- Source material:
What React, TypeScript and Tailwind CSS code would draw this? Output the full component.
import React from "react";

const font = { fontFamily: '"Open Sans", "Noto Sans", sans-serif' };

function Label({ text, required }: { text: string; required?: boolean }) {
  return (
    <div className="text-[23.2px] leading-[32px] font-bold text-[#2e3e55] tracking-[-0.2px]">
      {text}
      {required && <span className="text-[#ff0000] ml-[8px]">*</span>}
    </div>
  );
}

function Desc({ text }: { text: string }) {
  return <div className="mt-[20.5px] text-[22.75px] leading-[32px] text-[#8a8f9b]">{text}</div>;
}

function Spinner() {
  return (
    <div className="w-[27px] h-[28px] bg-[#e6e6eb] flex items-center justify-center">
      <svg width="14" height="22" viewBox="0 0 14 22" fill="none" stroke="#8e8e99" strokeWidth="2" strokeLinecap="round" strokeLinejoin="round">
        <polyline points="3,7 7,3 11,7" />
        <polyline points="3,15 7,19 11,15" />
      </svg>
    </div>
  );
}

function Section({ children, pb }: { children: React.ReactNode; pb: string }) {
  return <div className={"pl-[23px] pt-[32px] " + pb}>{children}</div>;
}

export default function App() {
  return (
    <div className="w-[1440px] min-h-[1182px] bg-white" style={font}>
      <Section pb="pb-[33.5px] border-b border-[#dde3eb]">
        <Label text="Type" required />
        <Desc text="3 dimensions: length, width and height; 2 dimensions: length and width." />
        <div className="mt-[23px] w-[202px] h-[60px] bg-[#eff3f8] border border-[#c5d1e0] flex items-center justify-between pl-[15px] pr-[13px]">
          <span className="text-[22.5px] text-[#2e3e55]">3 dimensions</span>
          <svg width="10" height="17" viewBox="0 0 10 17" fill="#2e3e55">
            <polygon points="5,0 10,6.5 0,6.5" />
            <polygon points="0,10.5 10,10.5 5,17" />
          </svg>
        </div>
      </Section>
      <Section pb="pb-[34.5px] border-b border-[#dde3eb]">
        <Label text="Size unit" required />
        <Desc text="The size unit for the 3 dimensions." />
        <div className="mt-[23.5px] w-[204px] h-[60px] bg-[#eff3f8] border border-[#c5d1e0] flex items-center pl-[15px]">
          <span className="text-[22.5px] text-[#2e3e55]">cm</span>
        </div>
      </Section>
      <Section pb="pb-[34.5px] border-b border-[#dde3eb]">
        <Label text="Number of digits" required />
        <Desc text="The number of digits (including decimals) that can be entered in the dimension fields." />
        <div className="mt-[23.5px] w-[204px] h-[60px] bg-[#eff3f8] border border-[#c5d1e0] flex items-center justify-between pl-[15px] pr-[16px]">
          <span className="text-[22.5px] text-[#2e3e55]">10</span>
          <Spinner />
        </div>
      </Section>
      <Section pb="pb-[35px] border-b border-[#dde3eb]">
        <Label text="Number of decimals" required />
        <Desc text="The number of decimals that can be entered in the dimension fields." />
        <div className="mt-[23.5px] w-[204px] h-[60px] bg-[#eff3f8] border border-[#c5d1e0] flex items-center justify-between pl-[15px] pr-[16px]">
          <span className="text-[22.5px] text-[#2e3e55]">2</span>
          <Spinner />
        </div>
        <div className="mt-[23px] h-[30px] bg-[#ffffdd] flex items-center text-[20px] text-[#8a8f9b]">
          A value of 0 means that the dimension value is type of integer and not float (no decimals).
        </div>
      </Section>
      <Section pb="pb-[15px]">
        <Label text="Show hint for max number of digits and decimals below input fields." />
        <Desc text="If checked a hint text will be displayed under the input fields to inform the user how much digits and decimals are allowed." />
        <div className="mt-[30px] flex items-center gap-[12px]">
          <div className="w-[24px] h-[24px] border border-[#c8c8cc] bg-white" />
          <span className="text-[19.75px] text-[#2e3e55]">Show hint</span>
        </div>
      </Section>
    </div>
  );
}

- Written request:
Each line must be given again exactly as written above.

- Exercise solution:
What React, TypeScript and Tailwind CSS code would draw this? Output the full component.
import React from "react";

const font = { fontFamily: '"Open Sans", "Noto Sans", sans-serif' };

function Label({ text, required }: { text: string; required?: boolean }) {
  return (
    <div className="text-[23.2px] leading-[32px] font-bold text-[#2e3e55] tracking-[-0.2px]">
      {text}
      {required && <span className="text-[#ff0000] ml-[8px]">*</span>}
    </div>
  );
}

function Desc({ text }: { text: string }) {
  return <div className="mt-[20.5px] text-[22.75px] leading-[32px] text-[#8a8f9b]">{text}</div>;
}

function Spinner() {
  return (
    <div className="w-[27px] h-[28px] bg-[#e6e6eb] flex items-center justify-center">
      <svg width="14" height="22" viewBox="0 0 14 22" fill="none" stroke="#8e8e99" strokeWidth="2" strokeLinecap="round" strokeLinejoin="round">
        <polyline points="3,7 7,3 11,7" />
        <polyline points="3,15 7,19 11,15" />
      </svg>
    </div>
  );
}

function Section({ children, pb }: { children: React.ReactNode; pb: string }) {
  return <div className={"pl-[23px] pt-[32px] " + pb}>{children}</div>;
}

export default function App() {
  return (
    <div className="w-[1440px] min-h-[1182px] bg-white" style={font}>
      <Section pb="pb-[33.5px] border-b border-[#dde3eb]">
        <Label text="Type" required />
        <Desc text="3 dimensions: length, width and height; 2 dimensions: length and width." />
        <div className="mt-[23px] w-[202px] h-[60px] bg-[#eff3f8] border border-[#c5d1e0] flex items-center justify-between pl-[15px] pr-[13px]">
          <span className="text-[22.5px] text-[#2e3e55]">3 dimensions</span>
          <svg width="10" height="17" viewBox="0 0 10 17" fill="#2e3e55">
            <polygon points="5,0 10,6.5 0,6.5" />
            <polygon points="0,10.5 10,10.5 5,17" />
          </svg>
        </div>
      </Section>
      <Section pb="pb-[34.5px] border-b border-[#dde3eb]">
        <Label text="Size unit" required />
        <Desc text="The size unit for the 3 dimensions." />
        <div className="mt-[23.5px] w-[204px] h-[60px] bg-[#eff3f8] border border-[#c5d1e0] flex items-center pl-[15px]">
          <span className="text-[22.5px] text-[#2e3e55]">cm</span>
        </div>
      </Section>
      <Section pb="pb-[34.5px] border-b border-[#dde3eb]">
        <Label text="Number of digits" required />
        <Desc text="The number of digits (including decimals) that can be entered in the dimension fields." />
        <div className="mt-[23.5px] w-[204px] h-[60px] bg-[#eff3f8] border border-[#c5d1e0] flex items-center justify-between pl-[15px] pr-[16px]">
          <span className="text-[22.5px] text-[#2e3e55]">10</span>
          <Spinner />
        </div>
      </Section>
      <Section pb="pb-[35px] border-b border-[#dde3eb]">
        <Label text="Number of decimals" required />
        <Desc text="The number of decimals that can be entered in the dimension fields." />
        <div className="mt-[23.5px] w-[204px] h-[60px] bg-[#eff3f8] border border-[#c5d1e0] flex items-center justify-between pl-[15px] pr-[16px]">
          <span className="text-[22.5px] text-[#2e3e55]">2</span>
          <Spinner />
        </div>
        <div className="mt-[23px] h-[30px] bg-[#ffffdd] flex items-center text-[20px] text-[#8a8f9b]">
          A value of 0 means that the dimension value is type of integer and not float (no decimals).
        </div>
      </Section>
      <Section pb="pb-[15px]">
        <Label text="Show hint for max number of digits and decimals below input fields." />
        <Desc text="If checked a hint text will be displayed under the input fields to inform the user how much digits and decimals are allowed." />
        <div className="mt-[30px] flex items-center gap-[12px]">
          <div className="w-[24px] h-[24px] border border-[#c8c8cc] bg-white" />
          <span className="text-[19.75px] text-[#2e3e55]">Show hint</span>
        </div>
      </Section>
    </div>
  );
}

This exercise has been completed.